What the task asks: Keep every line where the word "components" appears; drop the rest.

Source data:
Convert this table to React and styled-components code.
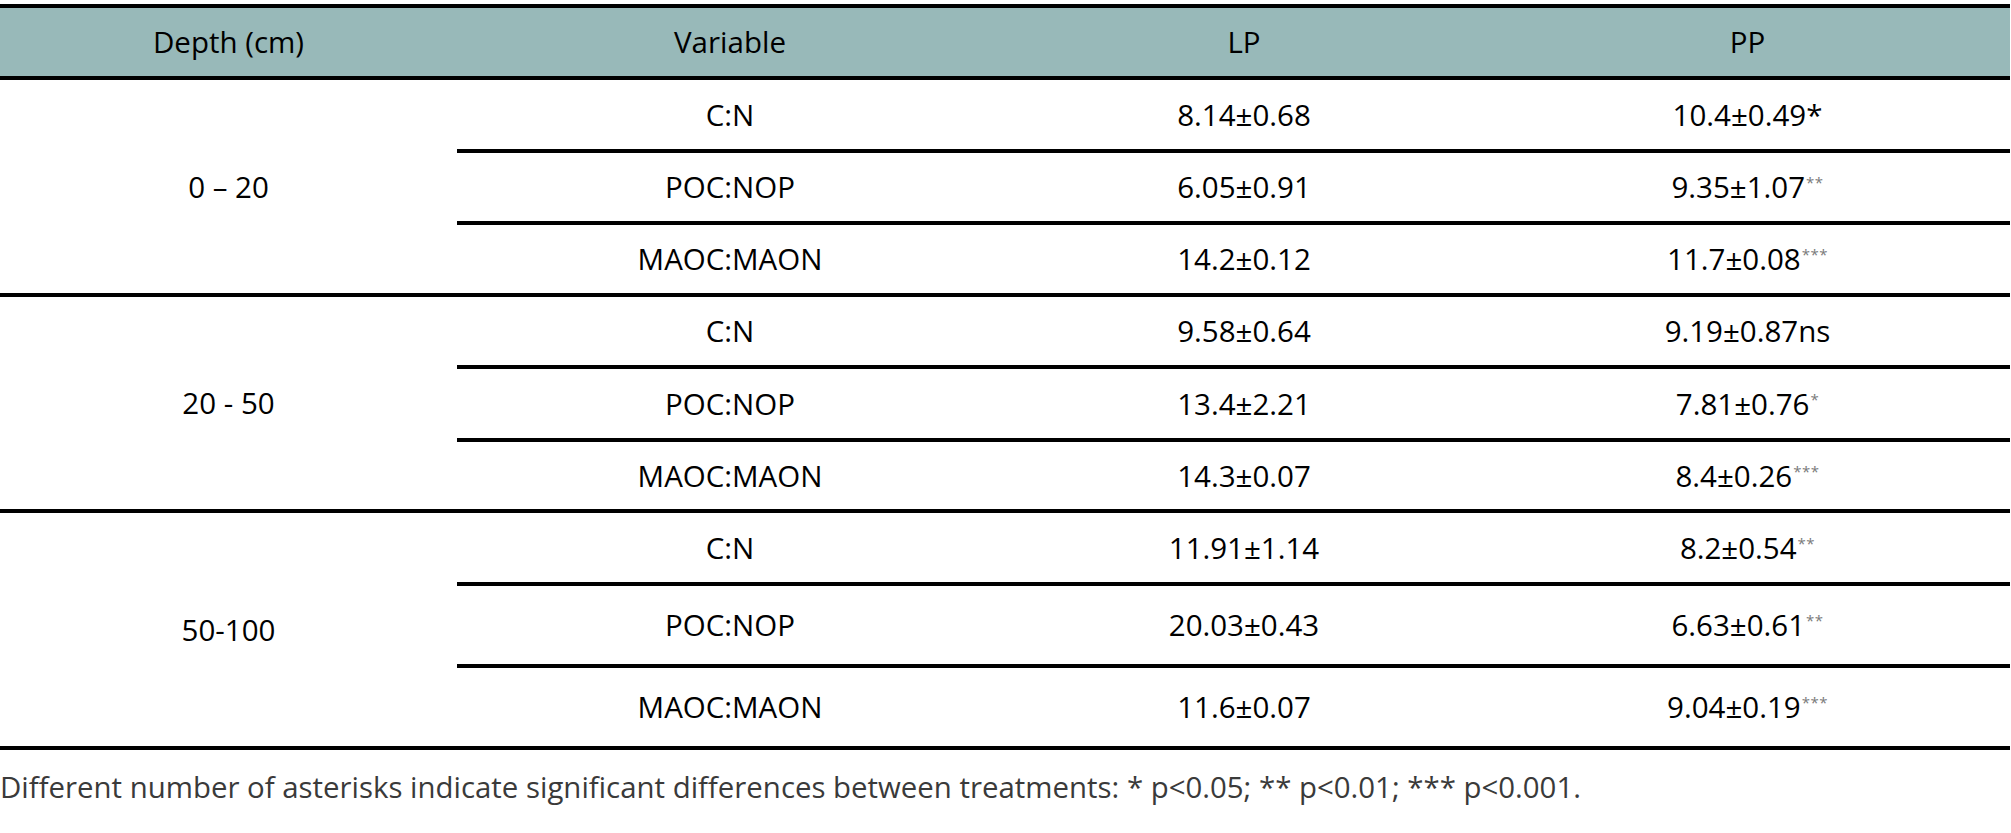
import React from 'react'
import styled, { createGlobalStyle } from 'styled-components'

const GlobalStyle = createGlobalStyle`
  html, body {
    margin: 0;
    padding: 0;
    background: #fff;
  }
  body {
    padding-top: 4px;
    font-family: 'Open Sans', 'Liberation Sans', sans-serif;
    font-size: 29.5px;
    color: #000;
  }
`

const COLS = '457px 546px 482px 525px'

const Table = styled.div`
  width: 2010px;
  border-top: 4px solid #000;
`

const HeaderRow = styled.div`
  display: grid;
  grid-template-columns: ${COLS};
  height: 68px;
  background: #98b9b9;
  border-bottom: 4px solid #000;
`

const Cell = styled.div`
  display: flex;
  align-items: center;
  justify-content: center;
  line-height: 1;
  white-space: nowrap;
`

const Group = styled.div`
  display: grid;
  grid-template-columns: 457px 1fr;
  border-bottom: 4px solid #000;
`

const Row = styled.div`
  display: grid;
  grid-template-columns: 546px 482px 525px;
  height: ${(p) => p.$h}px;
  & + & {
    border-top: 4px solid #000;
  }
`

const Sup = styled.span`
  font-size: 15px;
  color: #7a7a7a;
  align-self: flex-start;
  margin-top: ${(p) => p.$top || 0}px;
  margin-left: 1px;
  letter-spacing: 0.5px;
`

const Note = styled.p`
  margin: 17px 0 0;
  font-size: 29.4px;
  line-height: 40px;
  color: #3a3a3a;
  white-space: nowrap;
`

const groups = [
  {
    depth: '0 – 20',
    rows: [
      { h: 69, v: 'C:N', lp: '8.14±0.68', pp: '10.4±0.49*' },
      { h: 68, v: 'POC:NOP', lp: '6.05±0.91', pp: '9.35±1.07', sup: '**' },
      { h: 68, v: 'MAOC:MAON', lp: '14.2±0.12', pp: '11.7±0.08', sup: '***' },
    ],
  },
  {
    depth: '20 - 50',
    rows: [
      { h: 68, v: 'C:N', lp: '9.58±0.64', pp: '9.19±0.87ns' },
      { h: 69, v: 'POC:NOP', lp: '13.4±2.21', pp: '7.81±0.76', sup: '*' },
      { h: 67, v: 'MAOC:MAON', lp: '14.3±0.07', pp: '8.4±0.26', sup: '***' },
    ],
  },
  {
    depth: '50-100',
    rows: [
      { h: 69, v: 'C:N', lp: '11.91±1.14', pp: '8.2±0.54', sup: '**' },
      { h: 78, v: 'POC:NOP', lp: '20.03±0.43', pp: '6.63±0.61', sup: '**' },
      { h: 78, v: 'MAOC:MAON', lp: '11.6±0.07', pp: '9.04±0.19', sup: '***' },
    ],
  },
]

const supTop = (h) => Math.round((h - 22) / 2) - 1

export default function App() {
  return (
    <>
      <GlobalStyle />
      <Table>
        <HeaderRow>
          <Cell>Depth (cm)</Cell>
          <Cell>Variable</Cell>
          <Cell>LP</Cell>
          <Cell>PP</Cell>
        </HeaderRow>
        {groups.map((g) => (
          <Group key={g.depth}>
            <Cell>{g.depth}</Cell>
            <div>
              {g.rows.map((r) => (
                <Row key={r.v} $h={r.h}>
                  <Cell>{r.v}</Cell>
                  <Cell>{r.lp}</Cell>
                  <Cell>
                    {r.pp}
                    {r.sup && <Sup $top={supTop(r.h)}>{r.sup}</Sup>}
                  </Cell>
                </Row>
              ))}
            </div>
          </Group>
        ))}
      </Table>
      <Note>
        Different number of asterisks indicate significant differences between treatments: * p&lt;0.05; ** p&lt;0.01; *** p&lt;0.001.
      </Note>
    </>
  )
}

Expected answer:
Convert this table to React and styled-components code.
import styled, { createGlobalStyle } from 'styled-components'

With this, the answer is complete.